Despite the title of this blog, this is not a grammar blog, though it does hinge on a linguistic phenomenon. It is more of a childhood reminiscence (yes, once again), as it deals with a particular episode that happened when I first arrived in England. When I first came to this country, I did not speak much English (still don’t, though I dare say that my English is much better now than before), and, as my old schoolmates and teachers can firmly attest, my English (both written and spoken) was riddled with grammatical errors. As a linguist, it is interesting for me now reflecting upon some of these learner’s mistakes that I made, since they reveal the structure of my brain (!). Rather than going under the knife, I much prefer to analyse it externally and see how this little organ of mine actually works. Anyway, a very common mistake in my speech then was that I did not distinguish between direct questions and indirect questions. As is well-known, English uses subject-auxiliary inversion for question-formation e.g. Stan / is in the following example:
1a) Stan is there.
1b) Where is Stan?
1c) *Where Stan is?
In indirect questions, however, (standard) English famously prohibits this inversion, which is one of the main pieces of evidence for arguing that the English left-periphery for interrogatives is the same as the complementiser layer which is selected in indirect statements (e.g. that, if, whether) (see e.g. Radford (1997)). For example:
2a) Where is Dan?
2b) *I do not know where is Dan.
2c) I do not know where Dan is.
I remember being corrected several times by my schoolmates for saying things like 2b) and they all insisted to me that the verb (here is) must stay in-situ (2c)) rather than come before the subject (here Stan), as in direct questions (2a)).
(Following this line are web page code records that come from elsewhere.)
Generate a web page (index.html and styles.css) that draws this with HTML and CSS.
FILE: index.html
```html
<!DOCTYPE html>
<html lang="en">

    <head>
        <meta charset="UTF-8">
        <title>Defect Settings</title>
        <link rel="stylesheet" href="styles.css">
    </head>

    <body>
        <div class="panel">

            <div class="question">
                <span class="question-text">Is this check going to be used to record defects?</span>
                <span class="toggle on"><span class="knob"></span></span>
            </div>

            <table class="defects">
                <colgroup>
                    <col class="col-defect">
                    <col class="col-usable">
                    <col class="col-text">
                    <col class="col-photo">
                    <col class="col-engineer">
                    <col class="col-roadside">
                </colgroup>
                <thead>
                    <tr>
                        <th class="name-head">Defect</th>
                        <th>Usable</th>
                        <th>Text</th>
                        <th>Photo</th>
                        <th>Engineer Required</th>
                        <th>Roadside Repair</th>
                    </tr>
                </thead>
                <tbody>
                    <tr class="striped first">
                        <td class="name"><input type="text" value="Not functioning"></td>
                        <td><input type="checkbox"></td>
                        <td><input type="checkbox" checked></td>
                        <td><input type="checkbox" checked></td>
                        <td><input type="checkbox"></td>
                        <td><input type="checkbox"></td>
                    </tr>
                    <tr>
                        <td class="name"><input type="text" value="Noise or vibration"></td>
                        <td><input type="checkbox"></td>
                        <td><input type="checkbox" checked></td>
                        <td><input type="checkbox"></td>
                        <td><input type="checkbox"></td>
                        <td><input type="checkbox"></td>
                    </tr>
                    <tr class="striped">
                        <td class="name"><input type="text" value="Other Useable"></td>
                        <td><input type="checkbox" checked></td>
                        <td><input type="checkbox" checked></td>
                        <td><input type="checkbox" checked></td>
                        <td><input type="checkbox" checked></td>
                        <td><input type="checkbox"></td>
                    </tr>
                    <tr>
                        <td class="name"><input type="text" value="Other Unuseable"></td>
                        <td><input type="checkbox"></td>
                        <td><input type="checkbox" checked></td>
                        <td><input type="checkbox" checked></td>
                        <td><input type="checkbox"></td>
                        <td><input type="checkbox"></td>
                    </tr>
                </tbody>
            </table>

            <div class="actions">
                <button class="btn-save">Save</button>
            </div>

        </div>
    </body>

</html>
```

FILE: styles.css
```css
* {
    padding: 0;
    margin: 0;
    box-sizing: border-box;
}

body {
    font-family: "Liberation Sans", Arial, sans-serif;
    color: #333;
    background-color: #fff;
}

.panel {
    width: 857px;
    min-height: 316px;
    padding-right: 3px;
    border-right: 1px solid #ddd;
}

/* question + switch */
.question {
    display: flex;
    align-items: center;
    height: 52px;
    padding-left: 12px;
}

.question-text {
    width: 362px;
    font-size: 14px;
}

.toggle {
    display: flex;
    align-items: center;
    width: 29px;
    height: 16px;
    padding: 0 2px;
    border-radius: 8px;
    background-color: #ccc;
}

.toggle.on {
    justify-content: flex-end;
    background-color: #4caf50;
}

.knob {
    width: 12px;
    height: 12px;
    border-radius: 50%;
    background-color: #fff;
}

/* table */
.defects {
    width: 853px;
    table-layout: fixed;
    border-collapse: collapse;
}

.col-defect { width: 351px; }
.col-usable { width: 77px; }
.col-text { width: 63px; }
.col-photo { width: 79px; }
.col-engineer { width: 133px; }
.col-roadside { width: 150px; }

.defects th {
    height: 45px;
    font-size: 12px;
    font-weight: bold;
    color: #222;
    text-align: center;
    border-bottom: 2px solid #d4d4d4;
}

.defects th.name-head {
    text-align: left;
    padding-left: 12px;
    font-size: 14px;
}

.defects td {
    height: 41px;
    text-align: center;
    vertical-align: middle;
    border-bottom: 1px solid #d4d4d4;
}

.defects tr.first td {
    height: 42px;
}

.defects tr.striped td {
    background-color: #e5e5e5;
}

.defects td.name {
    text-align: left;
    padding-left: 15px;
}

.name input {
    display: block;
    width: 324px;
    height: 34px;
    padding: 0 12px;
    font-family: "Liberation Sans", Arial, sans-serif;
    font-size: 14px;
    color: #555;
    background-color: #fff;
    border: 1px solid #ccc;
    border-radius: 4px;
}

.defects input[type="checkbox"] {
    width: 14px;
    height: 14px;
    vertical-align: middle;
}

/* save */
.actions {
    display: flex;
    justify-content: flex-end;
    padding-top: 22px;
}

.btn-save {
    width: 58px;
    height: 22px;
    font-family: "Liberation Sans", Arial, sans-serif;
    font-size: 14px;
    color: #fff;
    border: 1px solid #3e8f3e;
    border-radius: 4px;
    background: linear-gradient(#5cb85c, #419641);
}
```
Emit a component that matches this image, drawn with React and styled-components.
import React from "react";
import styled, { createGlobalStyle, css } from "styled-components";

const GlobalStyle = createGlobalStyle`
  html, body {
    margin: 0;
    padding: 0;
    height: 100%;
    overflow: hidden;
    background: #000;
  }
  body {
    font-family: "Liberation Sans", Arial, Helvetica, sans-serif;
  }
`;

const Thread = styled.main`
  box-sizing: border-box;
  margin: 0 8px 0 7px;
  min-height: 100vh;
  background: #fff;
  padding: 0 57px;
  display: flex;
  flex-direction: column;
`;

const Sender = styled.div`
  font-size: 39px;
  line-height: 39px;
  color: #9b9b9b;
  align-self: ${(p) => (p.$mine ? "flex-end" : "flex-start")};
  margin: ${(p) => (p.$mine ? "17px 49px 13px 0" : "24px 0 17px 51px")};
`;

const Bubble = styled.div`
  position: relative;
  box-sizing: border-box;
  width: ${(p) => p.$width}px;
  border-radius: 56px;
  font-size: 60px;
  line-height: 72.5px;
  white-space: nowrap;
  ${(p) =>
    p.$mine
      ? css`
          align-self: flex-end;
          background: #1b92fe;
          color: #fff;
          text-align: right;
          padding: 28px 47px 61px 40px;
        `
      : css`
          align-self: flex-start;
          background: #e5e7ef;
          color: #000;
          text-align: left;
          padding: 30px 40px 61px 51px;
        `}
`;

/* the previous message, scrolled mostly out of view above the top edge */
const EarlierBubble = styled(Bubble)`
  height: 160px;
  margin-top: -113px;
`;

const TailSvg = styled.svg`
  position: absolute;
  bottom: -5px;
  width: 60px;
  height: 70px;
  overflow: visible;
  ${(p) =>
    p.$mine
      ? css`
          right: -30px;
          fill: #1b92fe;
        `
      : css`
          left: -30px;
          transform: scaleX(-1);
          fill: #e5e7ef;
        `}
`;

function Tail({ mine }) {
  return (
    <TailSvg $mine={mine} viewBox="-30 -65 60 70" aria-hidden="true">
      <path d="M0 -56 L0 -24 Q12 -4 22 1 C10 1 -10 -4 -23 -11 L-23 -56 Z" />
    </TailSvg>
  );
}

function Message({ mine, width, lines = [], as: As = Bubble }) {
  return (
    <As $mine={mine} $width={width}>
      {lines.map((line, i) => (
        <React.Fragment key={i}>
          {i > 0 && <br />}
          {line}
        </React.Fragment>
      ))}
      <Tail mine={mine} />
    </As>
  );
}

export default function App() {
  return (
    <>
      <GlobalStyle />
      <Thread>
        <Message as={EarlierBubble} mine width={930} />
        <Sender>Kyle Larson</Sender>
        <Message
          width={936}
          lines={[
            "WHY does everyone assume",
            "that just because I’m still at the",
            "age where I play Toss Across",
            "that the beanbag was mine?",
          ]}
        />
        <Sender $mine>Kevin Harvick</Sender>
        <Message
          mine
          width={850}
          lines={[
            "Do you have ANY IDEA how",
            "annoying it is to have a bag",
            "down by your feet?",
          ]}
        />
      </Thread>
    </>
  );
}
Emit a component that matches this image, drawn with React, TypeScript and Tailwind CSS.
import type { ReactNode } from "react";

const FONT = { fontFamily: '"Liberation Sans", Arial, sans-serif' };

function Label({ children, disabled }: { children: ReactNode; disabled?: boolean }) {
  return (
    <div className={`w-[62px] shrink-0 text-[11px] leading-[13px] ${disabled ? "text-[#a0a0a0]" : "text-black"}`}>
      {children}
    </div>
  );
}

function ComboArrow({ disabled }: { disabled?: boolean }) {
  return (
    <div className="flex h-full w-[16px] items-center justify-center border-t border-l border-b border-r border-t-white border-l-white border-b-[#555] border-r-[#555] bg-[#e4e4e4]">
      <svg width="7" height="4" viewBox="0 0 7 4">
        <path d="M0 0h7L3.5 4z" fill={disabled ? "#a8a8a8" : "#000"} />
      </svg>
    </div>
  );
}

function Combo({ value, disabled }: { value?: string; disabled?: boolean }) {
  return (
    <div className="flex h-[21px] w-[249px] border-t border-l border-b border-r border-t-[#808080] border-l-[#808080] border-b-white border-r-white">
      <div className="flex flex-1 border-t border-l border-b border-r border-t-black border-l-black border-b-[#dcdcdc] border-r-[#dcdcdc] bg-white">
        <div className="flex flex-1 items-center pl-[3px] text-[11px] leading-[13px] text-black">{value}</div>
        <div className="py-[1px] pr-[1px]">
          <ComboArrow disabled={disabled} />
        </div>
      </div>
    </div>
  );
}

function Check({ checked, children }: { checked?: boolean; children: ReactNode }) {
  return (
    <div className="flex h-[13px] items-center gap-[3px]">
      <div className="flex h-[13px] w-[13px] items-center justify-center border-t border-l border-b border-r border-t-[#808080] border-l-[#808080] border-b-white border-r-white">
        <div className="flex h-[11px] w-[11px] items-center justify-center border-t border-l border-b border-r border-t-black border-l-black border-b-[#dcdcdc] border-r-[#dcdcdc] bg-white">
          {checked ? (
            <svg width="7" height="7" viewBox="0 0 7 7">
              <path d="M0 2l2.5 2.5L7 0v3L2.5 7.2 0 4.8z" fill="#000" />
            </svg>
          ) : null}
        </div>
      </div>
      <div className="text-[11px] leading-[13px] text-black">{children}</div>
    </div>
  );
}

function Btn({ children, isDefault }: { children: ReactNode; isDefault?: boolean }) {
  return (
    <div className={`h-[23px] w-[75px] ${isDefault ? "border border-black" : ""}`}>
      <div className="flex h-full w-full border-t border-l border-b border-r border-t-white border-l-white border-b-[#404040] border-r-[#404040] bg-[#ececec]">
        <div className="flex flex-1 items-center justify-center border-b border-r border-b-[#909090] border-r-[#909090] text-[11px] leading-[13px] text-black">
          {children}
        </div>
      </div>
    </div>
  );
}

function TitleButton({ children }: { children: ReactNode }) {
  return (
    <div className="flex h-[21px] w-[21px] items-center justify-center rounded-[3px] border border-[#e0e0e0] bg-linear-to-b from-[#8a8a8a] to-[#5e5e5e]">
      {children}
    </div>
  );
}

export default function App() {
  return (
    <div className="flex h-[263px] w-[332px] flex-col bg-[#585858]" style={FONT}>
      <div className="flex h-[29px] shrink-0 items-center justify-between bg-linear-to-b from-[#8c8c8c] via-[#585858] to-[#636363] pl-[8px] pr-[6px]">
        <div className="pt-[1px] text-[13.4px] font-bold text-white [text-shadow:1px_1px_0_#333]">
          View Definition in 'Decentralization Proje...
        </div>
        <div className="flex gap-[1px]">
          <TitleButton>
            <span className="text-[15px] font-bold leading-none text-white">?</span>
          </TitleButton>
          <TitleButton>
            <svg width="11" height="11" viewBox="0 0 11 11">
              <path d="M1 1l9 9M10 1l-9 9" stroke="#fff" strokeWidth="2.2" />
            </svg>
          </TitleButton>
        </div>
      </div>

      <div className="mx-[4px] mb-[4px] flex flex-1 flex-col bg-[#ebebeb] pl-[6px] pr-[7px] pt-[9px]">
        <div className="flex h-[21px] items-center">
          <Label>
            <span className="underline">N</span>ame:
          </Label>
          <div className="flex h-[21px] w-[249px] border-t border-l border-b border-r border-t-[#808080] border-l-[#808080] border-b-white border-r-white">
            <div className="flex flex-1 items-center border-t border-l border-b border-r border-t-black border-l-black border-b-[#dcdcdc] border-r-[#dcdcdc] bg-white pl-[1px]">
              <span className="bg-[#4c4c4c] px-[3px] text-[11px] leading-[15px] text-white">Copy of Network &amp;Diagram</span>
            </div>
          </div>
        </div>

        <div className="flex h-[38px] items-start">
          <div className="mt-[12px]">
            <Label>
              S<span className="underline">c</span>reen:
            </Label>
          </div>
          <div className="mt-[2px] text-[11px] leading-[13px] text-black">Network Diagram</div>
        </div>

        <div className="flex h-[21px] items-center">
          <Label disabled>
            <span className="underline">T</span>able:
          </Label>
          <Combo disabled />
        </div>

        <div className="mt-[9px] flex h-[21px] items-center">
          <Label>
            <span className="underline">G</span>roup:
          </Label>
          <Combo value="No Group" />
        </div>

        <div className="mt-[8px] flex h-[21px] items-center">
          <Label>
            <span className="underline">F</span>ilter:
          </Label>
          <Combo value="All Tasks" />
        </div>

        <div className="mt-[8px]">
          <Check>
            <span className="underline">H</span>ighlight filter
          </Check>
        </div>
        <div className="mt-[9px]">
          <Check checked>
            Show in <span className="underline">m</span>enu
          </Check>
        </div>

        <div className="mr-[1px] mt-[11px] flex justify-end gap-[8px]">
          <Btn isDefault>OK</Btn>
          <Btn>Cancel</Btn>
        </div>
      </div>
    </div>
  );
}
Funny recollection this one. Although I am now researching on linguistics, I have never claimed to be grammatically perfect or infallible in any of the languages I use. In fact, as a foreign language learner, I too had to go through the hoops and learn languages the hard way (verb tables, declensions/conjugations, vocab list etc etc etc). If anything, I am only too familiar with grammar mistakes (both mine and others) since as a linguist I am constantly on the lookout for them. As mentioned before many times, this is how we learn, namely by being pinned back by setbacks, and through every mistake and mishap we experience we learn to bounce back and come back stronger/better. Don’t give up.